> Recorded information:
[start]

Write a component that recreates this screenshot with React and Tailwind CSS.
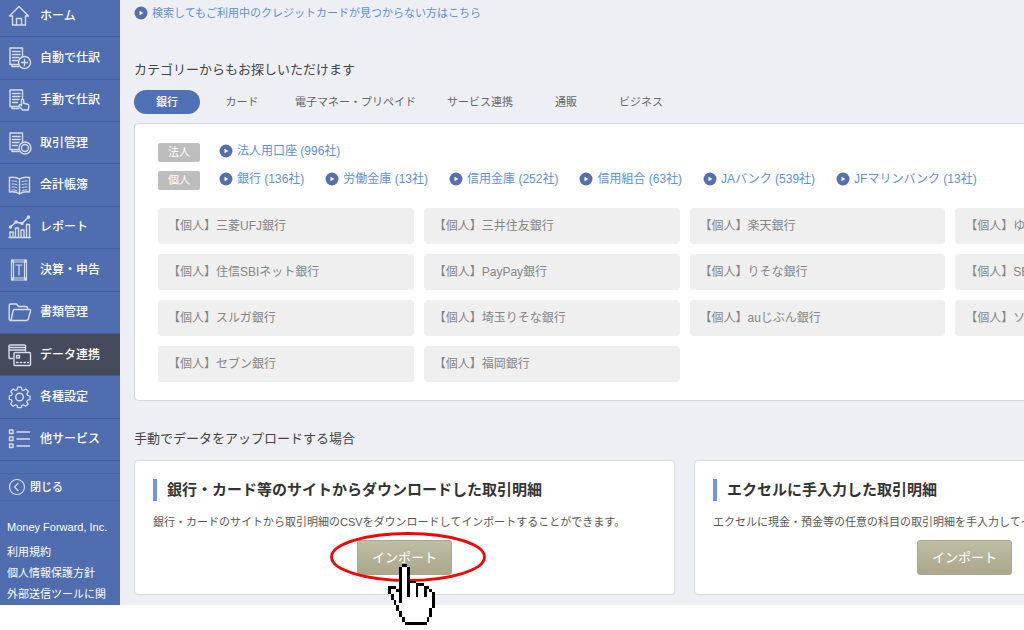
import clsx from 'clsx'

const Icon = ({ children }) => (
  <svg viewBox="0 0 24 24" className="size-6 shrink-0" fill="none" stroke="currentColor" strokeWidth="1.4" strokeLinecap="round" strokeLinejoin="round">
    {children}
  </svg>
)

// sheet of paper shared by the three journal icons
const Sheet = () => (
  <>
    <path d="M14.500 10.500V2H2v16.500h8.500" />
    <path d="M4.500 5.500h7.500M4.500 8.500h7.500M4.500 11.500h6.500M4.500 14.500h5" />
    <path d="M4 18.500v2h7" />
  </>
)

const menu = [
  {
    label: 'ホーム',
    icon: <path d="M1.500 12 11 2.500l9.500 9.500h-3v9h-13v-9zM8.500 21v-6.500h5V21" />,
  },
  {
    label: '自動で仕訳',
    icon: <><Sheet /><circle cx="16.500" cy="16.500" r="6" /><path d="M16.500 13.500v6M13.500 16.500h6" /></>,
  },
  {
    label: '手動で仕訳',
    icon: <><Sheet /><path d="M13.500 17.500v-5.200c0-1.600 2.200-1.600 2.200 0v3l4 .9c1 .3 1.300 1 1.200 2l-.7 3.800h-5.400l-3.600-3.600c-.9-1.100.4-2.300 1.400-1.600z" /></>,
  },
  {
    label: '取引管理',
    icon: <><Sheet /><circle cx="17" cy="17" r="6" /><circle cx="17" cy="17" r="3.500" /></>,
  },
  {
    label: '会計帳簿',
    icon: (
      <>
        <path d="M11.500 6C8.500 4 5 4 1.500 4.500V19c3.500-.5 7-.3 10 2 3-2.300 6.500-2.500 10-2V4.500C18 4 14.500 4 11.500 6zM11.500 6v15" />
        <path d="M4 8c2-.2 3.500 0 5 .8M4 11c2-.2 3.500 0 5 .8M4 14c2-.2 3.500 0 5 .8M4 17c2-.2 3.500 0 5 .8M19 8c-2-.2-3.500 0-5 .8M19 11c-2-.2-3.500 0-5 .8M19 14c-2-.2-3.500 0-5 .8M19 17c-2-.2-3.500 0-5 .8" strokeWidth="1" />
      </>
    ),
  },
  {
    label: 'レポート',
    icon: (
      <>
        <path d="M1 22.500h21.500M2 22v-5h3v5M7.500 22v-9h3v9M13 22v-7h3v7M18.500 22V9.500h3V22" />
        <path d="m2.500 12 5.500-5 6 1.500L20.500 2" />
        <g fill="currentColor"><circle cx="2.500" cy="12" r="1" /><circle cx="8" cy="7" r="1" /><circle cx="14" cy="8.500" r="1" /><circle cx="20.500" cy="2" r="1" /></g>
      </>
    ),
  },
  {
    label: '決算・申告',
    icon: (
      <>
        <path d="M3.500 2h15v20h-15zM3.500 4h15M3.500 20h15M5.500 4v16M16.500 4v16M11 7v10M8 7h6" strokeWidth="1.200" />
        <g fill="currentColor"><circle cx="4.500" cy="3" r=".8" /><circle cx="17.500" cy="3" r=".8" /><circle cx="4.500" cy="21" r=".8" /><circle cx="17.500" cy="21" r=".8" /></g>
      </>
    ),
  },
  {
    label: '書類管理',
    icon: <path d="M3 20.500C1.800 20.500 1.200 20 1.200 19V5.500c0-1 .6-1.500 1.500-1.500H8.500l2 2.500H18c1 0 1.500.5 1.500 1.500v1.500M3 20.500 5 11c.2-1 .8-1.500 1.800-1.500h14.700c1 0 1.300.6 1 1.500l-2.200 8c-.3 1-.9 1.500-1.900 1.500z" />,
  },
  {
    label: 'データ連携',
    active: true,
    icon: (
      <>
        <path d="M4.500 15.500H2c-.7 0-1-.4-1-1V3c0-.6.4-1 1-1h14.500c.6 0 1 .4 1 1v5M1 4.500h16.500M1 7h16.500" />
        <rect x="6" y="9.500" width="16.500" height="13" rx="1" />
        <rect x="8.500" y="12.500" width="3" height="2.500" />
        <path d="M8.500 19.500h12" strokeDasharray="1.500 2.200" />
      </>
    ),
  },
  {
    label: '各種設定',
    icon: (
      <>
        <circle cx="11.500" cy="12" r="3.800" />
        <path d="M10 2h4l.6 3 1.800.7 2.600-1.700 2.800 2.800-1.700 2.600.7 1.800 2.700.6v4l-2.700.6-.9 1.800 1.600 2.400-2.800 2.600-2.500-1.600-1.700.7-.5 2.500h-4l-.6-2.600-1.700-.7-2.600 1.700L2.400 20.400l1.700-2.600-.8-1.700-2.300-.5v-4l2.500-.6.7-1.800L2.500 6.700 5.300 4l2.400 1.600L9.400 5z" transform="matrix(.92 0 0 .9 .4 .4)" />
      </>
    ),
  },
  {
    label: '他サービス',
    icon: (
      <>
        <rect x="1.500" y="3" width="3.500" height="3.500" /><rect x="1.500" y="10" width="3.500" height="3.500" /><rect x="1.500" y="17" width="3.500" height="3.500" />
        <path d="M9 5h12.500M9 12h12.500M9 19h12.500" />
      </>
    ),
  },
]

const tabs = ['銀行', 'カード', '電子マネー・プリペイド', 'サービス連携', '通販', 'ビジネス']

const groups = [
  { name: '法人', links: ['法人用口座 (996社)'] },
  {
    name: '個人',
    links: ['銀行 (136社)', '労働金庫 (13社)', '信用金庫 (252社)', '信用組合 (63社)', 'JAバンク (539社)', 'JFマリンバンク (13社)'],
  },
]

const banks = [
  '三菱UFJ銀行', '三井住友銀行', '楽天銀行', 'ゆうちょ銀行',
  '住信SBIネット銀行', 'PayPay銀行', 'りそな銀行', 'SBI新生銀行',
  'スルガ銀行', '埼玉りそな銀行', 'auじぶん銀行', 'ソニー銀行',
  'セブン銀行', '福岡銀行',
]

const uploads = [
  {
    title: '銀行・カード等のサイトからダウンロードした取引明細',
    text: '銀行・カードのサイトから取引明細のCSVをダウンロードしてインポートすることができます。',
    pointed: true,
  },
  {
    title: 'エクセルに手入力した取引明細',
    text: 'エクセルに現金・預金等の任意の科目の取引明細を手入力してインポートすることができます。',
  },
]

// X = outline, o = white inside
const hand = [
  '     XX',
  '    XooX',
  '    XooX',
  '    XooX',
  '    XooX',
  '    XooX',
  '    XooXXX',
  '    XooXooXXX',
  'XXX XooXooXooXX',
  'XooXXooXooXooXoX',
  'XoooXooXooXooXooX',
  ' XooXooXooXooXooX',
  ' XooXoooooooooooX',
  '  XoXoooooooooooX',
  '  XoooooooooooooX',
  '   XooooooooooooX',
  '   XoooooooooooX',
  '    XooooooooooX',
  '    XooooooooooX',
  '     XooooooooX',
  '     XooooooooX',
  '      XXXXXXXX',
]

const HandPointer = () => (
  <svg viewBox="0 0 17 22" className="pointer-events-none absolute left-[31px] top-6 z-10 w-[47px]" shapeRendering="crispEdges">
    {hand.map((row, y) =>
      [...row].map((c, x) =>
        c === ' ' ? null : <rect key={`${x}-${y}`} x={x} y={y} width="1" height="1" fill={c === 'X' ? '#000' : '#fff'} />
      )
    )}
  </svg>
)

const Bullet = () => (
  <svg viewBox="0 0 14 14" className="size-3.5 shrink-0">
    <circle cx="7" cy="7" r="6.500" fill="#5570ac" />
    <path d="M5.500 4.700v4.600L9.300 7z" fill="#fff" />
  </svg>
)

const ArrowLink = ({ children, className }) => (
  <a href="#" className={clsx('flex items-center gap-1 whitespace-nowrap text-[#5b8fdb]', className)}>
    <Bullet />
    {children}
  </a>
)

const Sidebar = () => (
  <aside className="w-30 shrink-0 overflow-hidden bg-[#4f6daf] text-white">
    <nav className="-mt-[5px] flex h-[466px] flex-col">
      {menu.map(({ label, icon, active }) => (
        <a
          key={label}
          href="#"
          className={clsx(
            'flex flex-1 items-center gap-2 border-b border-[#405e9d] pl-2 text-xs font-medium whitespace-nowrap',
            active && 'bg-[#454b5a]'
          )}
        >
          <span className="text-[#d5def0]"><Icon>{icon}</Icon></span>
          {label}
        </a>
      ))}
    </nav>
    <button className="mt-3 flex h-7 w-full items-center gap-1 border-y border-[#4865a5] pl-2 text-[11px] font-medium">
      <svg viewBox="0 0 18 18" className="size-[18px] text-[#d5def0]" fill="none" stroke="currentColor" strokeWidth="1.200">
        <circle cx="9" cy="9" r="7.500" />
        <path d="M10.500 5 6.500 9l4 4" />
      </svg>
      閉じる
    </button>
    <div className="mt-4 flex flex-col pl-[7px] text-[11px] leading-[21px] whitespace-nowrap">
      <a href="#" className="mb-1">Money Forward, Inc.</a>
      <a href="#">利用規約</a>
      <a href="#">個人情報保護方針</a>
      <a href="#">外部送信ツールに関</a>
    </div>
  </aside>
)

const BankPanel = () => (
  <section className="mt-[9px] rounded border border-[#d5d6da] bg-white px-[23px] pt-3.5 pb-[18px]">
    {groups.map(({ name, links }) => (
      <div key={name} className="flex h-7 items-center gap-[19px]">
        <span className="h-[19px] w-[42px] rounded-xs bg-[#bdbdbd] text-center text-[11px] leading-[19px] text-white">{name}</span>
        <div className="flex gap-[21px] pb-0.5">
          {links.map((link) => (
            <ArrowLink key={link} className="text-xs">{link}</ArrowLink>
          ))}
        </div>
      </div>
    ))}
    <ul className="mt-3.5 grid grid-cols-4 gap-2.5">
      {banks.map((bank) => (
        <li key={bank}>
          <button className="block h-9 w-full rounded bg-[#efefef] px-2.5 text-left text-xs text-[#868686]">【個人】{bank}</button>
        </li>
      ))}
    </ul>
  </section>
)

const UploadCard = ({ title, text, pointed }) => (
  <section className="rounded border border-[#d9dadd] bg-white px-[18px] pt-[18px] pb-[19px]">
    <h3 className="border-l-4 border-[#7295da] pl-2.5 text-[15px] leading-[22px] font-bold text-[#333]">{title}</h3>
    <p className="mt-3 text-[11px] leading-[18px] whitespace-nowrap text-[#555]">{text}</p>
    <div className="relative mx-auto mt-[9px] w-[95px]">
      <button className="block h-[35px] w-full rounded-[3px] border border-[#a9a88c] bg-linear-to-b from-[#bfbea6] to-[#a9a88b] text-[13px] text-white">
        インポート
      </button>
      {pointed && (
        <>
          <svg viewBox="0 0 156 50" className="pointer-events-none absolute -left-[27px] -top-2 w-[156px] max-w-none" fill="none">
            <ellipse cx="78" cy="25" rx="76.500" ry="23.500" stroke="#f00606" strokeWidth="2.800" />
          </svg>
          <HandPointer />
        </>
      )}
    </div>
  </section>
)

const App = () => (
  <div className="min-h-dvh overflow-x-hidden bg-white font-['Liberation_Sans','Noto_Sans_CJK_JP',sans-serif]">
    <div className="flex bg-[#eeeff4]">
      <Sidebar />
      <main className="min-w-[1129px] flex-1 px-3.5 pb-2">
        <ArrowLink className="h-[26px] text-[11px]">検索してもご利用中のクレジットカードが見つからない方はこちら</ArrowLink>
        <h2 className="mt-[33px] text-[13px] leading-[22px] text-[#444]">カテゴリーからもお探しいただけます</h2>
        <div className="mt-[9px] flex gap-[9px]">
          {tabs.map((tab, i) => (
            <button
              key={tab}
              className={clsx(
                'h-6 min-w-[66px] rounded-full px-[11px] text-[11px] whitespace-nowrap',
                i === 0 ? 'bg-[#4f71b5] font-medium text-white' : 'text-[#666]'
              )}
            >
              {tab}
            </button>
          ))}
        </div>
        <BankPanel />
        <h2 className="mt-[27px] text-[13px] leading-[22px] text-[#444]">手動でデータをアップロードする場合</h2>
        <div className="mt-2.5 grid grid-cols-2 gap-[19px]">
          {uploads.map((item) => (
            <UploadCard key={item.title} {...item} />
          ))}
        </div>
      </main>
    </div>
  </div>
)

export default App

[end]

> Directions for this task: The lines from the start of the data through the line that contains "import clsx from 'clsx'" are to be returned exactly, please, with both ends included and every picture left out.

> Written answer:
Write a component that recreates this screenshot with React and Tailwind CSS.
import clsx from 'clsx'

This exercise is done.